3) Modifying previous functions
We'll take up a classification problem in this blog. To incorporate points (ii) and (iii) we make the following modifications to the decision_tree_classifier function:
def decision_tree_classifier(X, y, model, max_depth=np.nan, max_features=None):
if gini_impurity(y, [])==0.0 or not max_depth:
element = Node()
# metric loss 0 indicates leaf node with only one class present
element.metric_value = gini_impurity(y, [])
values, counts = np.unique(y, return_counts=True)
element.output = values[np.argmax(counts)]
return element
features = np.arange(0, X.shape[-1])
if max_features!=None:
np.random.shuffle(features)
features = features[:max_features]
min_loss = 1
min_list = []
for feature in features:
for point in set(X[:, feature]):
# calculates loss by using the left and right split
loss = gini_impurity(y[X[:, feature]<=point], y[X[:, feature]>point])
if loss<=min_loss:
if loss!=min_loss:
min_list.clear()
# stores the feature value having the same least loss
min_list.append((point, feature))
min_loss = loss
# choosing the best split at random
np.random.shuffle(min_list)
selected_point, selected_feature_index = min_list[0]
lower = selected_point
upper = max(X[:, selected_feature_index])

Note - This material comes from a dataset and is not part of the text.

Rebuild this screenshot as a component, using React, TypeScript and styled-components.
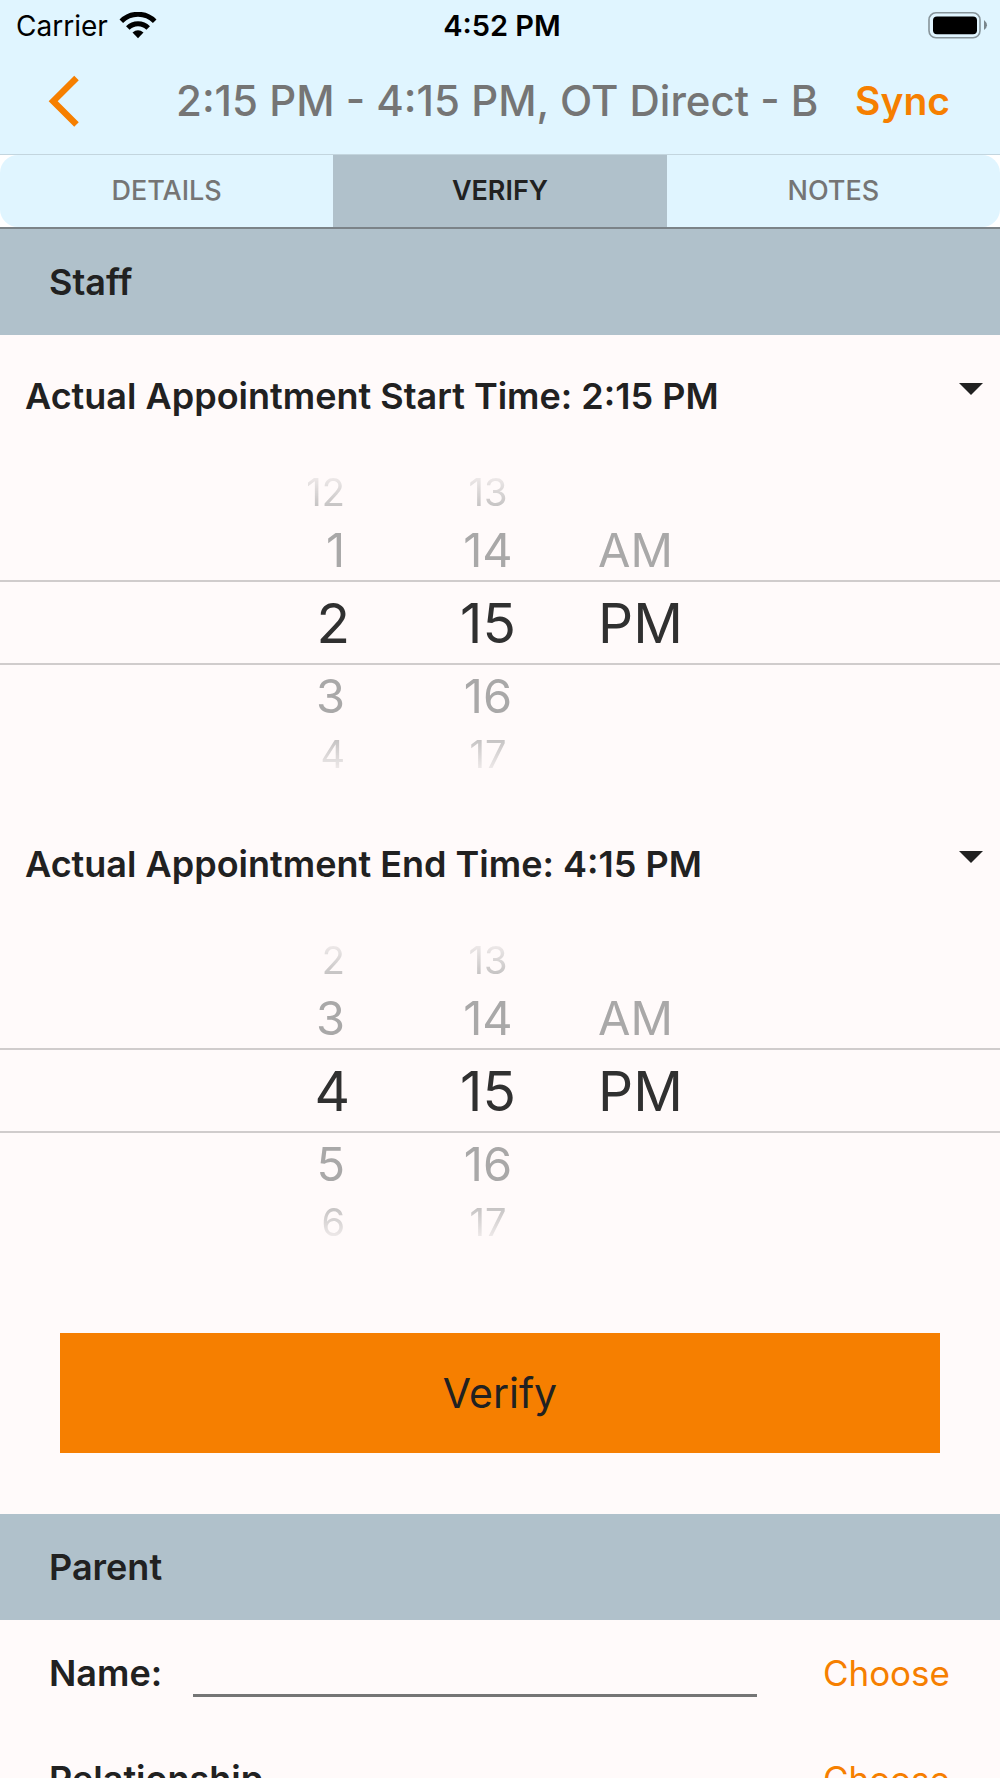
import React, { useState } from "react";
import styled, { createGlobalStyle, css } from "styled-components";

const colors = {
  sky: "#e0f5ff",
  steel: "#b0c1cb",
  page: "#fffafa",
  orange: "#f67f00",
  ink: "#212121",
  muted: "#757575",
};

const GlobalStyle = createGlobalStyle`
  *, *::before, *::after { box-sizing: border-box; }
  body { margin: 0; background: ${colors.page}; }
  body, button, input {
    font-family: Inter, "Liberation Sans", sans-serif;
    color: ${colors.ink};
  }
`;

const Screen = styled.div`
  display: flex;
  flex-direction: column;
  height: 100vh;
  overflow: hidden;
  background: ${colors.page};
`;

const Header = styled.header`
  flex: none;
  background: ${colors.sky};
  border-bottom: 1px solid #c3d5de;
`;

const StatusBar = styled.div`
  display: grid;
  grid-template-columns: 1fr auto 1fr;
  align-items: center;
  height: 50px;
  padding: 2px 12px 0 16px;
  font-size: 28px;
  line-height: 34px;
  color: #000;
`;

const Carrier = styled.span`
  display: flex;
  align-items: center;
  gap: 11px;
`;

const Clock = styled.time`
  font-weight: 600;
  font-size: 29px;
`;

const Battery = styled.svg`
  justify-self: end;
`;

const NavBar = styled.div`
  display: flex;
  align-items: center;
  height: 104px;
  padding: 0 50px 2px 46px;
`;

const PlainButton = styled.button`
  flex: none;
  padding: 0;
  border: 0;
  background: none;
  cursor: pointer;
`;

const BackButton = styled(PlainButton)`
  display: flex;
`;

const Title = styled.h1`
  flex: 1;
  min-width: 0;
  margin: 0 26px 0 94px;
  overflow: hidden;
  white-space: nowrap;
  font-size: 42px;
  line-height: 52px;
  font-weight: 500;
  color: ${colors.muted};
`;

const SyncButton = styled(PlainButton)`
  font-size: 39px;
  line-height: 52px;
  font-weight: 600;
  color: ${colors.orange};
`;

const Tabs = styled.nav`
  flex: none;
  display: flex;
  height: 74px;
  background: #fff;
  border-bottom: 2px solid #7b8388;
`;

const Tab = styled.button<{ $active: boolean }>`
  flex: 1;
  padding: 0;
  border: 0;
  font-size: 27px;
  line-height: 32px;
  font-weight: ${(p) => (p.$active ? 600 : 500)};
  color: ${(p) => (p.$active ? colors.ink : colors.muted)};
  background: ${(p) => (p.$active ? colors.steel : colors.sky)};
  cursor: pointer;

  &:first-child { border-radius: 18px 0 0 18px; }
  &:last-child { border-radius: 0 18px 18px 0; }
`;

const Content = styled.main`
  flex: 1;
  min-height: 0;
  overflow-y: auto;
  scrollbar-width: none;
`;

const SectionTitle = styled.h2`
  display: flex;
  align-items: center;
  height: 106px;
  margin: 0;
  padding: 0 49px;
  font-size: 36px;
  line-height: 44px;
  font-weight: 600;
  background: ${colors.steel};
`;

const TimeHeading = styled.button`
  display: flex;
  align-items: center;
  justify-content: space-between;
  width: 100%;
  height: 122px;
  padding: 0 17px 0 25px;
  border: 0;
  background: none;
  font-size: 36px;
  line-height: 44px;
  font-weight: 600;
  text-align: left;
  cursor: pointer;
`;

const Caret = styled.svg`
  margin-bottom: 14px;
`;

const Picker = styled.div`
  display: grid;
  grid-template-columns: 350fr 178fr 472fr;
  height: 316px;
  margin: 8px 0 22px;
  background: linear-gradient(#d0cccc, #d0cccc) 0 115px / 100% 2px no-repeat,
    linear-gradient(#d0cccc, #d0cccc) 0 198px / 100% 2px no-repeat;
`;

type Align = "end" | "center" | "start";

const Wheel = styled.div<{ $align: Align }>`
  display: grid;
  grid-template-rows: 54px 62px 84px 62px 54px;
  justify-items: ${(p) => p.$align};
  padding-left: ${(p) => (p.$align === "start" ? 70 : p.$align === "center" ? 98 : 0)}px;
  mask-image: linear-gradient(transparent, #000 54px, #000 262px, transparent);
`;

const levels = [
  css`
    font-size: 55px;
    color: #303030;
  `,
  css`
    font-size: 47px;
    color: #a9a8a8;
  `,
  css`
    font-size: 38px;
    color: #b4b2b2;
  `,
];

const WheelItem = styled.button<{ $level: number; $align: Align }>`
  padding: ${(p) => (p.$align === "end" && p.$level > 0 ? "0 5px 0 0" : "0")};
  border: 0;
  background: none;
  line-height: 54px;
  cursor: pointer;
  ${(p) => levels[p.$level]}
`;

const Actions = styled.div`
  padding: 62px 60px 61px;
`;

const VerifyButton = styled.button`
  width: 100%;
  height: 120px;
  border: 0;
  background: ${colors.orange};
  font-size: 41px;
  line-height: 52px;
  cursor: pointer;
`;

const FieldRow = styled.div`
  display: flex;
  align-items: center;
  height: 106px;
  padding: 0 50px 0 49px;
`;

const FieldLabel = styled.label`
  flex: none;
  min-width: 144px;
  font-size: 36px;
  line-height: 44px;
  font-weight: 600;
`;

const FieldInput = styled.input`
  flex: 1;
  min-width: 0;
  height: 48px;
  margin-right: 66px;
  padding: 0;
  border: 0;
  border-bottom: 3px solid ${colors.muted};
  background: none;
  font-size: 35px;
  outline: none;
`;

const ChooseButton = styled(PlainButton)`
  font-size: 35px;
  line-height: 44px;
  color: ${colors.orange};
`;

const hours = Array.from({ length: 12 }, (_, i) => String(i + 1));
const minutes = Array.from({ length: 60 }, (_, i) => String(i).padStart(2, "0"));
const periods = ["AM", "PM"];

interface WheelColumnProps {
  label: string;
  options: string[];
  value: string;
  align: Align;
  loop?: boolean;
  onChange: (value: string) => void;
}

function WheelColumn({ label, options, value, align, loop, onChange }: WheelColumnProps) {
  const index = options.indexOf(value);
  return (
    <Wheel role="group" aria-label={label} $align={align}>
      {[-2, -1, 0, 1, 2].map((offset) => {
        const n = options.length;
        const option = loop ? options[(index + offset + n) % n] : options[index + offset];
        return option === undefined ? (
          <span key={offset} />
        ) : (
          <WheelItem
            key={offset}
            type="button"
            $level={Math.abs(offset)}
            $align={align}
            aria-pressed={offset === 0}
            onClick={() => onChange(option)}
          >
            {option}
          </WheelItem>
        );
      })}
    </Wheel>
  );
}

function TimeField({ label, initialHour }: { label: string; initialHour: string }) {
  const [open, setOpen] = useState(true);
  const [hour, setHour] = useState(initialHour);
  const [minute, setMinute] = useState("15");
  const [period, setPeriod] = useState("PM");
  return (
    <section>
      <TimeHeading type="button" aria-expanded={open} onClick={() => setOpen(!open)}>
        {`${label}: ${hour}:${minute} ${period}`}
        <Caret width="24" height="12" viewBox="0 0 24 12" aria-hidden="true">
          <path d="M0 0H24L12 12Z" fill={colors.ink} />
        </Caret>
      </TimeHeading>
      {open && (
        <Picker>
          <WheelColumn label="Hour" options={hours} value={hour} align="end" loop onChange={setHour} />
          <WheelColumn label="Minute" options={minutes} value={minute} align="center" loop onChange={setMinute} />
          <WheelColumn label="AM or PM" options={periods} value={period} align="start" onChange={setPeriod} />
        </Picker>
      )}
    </section>
  );
}

function Field({ id, label }: { id: string; label: string }) {
  return (
    <FieldRow>
      <FieldLabel htmlFor={id}>{label}</FieldLabel>
      <FieldInput id={id} type="text" />
      <ChooseButton type="button">Choose</ChooseButton>
    </FieldRow>
  );
}

export default function App() {
  const [tab, setTab] = useState("VERIFY");
  return (
    <Screen>
      <GlobalStyle />
      <Header>
        <StatusBar>
          <Carrier>
            Carrier
            <svg width="38" height="28" viewBox="0 0 38 28" aria-hidden="true">
              <path
                d="M2.3 9.2A23.6 23.6 0 0 1 35.7 9.2"
                fill="none"
                stroke="#000"
                strokeWidth="5"
              />
              <path
                d="M8.8 15.9A14.4 14.4 0 0 1 29.2 15.9"
                fill="none"
                stroke="#000"
                strokeWidth="5"
              />
              <path d="M13.5 20.6Q19 16 24.5 20.6L19 26.2Z" fill="#000" />
            </svg>
          </Carrier>
          <Clock>4:52 PM</Clock>
          <Battery width="60" height="28" viewBox="0 0 60 28" aria-hidden="true">
            <rect x="1" y="0.8" width="51" height="25" rx="7" fill="none" stroke="#87949a" strokeWidth="1.6" />
            <rect x="5" y="4.4" width="44" height="17.8" rx="4" fill="#000" />
            <path d="M56 8Q62 13.3 56 18Z" fill="#7a868c" />
          </Battery>
        </StatusBar>
        <NavBar>
          <BackButton type="button" aria-label="Back">
            <svg width="36" height="56" viewBox="0 0 36 56" aria-hidden="true">
              <path d="M30.5 4.9L7.2 28.2L30.5 51.4" fill="none" stroke={colors.orange} strokeWidth="6.4" />
            </svg>
          </BackButton>
          <Title>2:15 PM - 4:15 PM, OT Direct - B</Title>
          <SyncButton type="button">Sync</SyncButton>
        </NavBar>
      </Header>
      <Tabs>
        {["DETAILS", "VERIFY", "NOTES"].map((name) => (
          <Tab key={name} type="button" $active={tab === name} onClick={() => setTab(name)}>
            {name}
          </Tab>
        ))}
      </Tabs>
      <Content>
        <SectionTitle>Staff</SectionTitle>
        <TimeField label="Actual Appointment Start Time" initialHour="2" />
        <TimeField label="Actual Appointment End Time" initialHour="4" />
        <Actions>
          <VerifyButton type="button">Verify</VerifyButton>
        </Actions>
        <SectionTitle>Parent</SectionTitle>
        <Field id="parent-name" label="Name:" />
        <Field id="parent-relationship" label="Relationship" />
      </Content>
    </Screen>
  );
}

for el in set(X[:, selected_feature_index]):
if lower<el<upper:
upper = el
selected_point = (lower+upper)/2
# creating left and right split using the condition learned
left_mask, right_mask = X[:, selected_feature_index]<=selected_point, X[:, selected_feature_index]>selected_point
if sum(left_mask):
model.feature_index = selected_feature_index
model.feature_value = selected_point
# we are storing the gini index of the whole node
model.metric_value = gini_impurity(y, [])
# recursive call
model.left = decision_tree_classifier(X[left_mask], y[left_mask], Node())
# storing the class with most data points as output of the node
values, counts = np.unique(y, return_counts=True)
model.output = values[np.argmax(counts)]
if sum(right_mask):
model.feature_index = selected_feature_index
model.feature_value = selected_point
# we are storing the gini index of the whole node
model.metric_value = gini_impurity(y, [])
# recursive call
model.right = decision_tree_classifier(X[right_mask], y[right_mask], Node())
# storing the class with most data points as output of the node
values, counts = np.unique(y, return_counts=True)
model.output = values[np.argmax(counts)]
return model
4) Dataset
The dataset that we will use contains 14980 data points with 14 features. We will split into train and test set in 80:20 ratio. The information about the dataset and the dataset itself can be downloaded from here.
import pandas as pd
data = pd.read_csv('EEG_Eye_State_Classification.csv').dropna(how='any')
X_data = data.drop(columns='eyeDetection').to_numpy()
Y_data = data['eyeDetection'].to_numpy()
# You can use sklearn's train_test_split for better splits
idx = len(X_data)*80//100
X_train, X_test, Y_train, Y_test = X_data[:idx], X_data[idx:], Y_data[:idx], Y_data[idx:]
5) Implementation
Now we incorporate point (i). The parameters we will use are num_trees=100 (number of trees), max_depth=5 and max_features=4. The data points for each tree will be 200.
num_trees = 100
num_row = 200
models = []
weights = []
row_idx = [x for x in range(X_train.shape[0])]
for i in range(num_trees):
# Shuffling the bag
np.random.shuffle(row_idx)
model = Node()
decision_tree_classifier(X_train[row_idx[:num_row]], Y_train[row_idx[:num_row]], model, max_depth=5, max_features=4)
models.append(model)
6) Evaluation
We have with ourselves a collection of 200 Decision Trees. Now we will do Voting. Let's consider a simple case where every DT has the same weightage, then we will choose the output which the majority of DTs agree with.
from sklearn.metrics import accuracy_score
y_pred = []
for el in X_test:
# Keys 0 and 1 are the two classes and Values represent the votes received
tmp_pred = {0: 0, 1: 0}
for i, model in enumerate(models):
tmp_pred[model.take_decision(el)] += 1
# Choosing the class with the majority of votes
y_pred.append(np.argmax(list(tmp_pred.values())))
Y_pred = np.array(y_pred)
print(f'Accuracy:\n{accuracy_score(Y_test, Y_pred)}')
7) Conclusion
If you compare the accuracy of a Decision Tree and Random Forest built with the same parameters you can clearly see the Random Forest accuracy is much better. This implementation is meant to just give an understanding of the algorithm of Random Forests. The techniques used in this blog can be further optimized to achieve even better accuracy.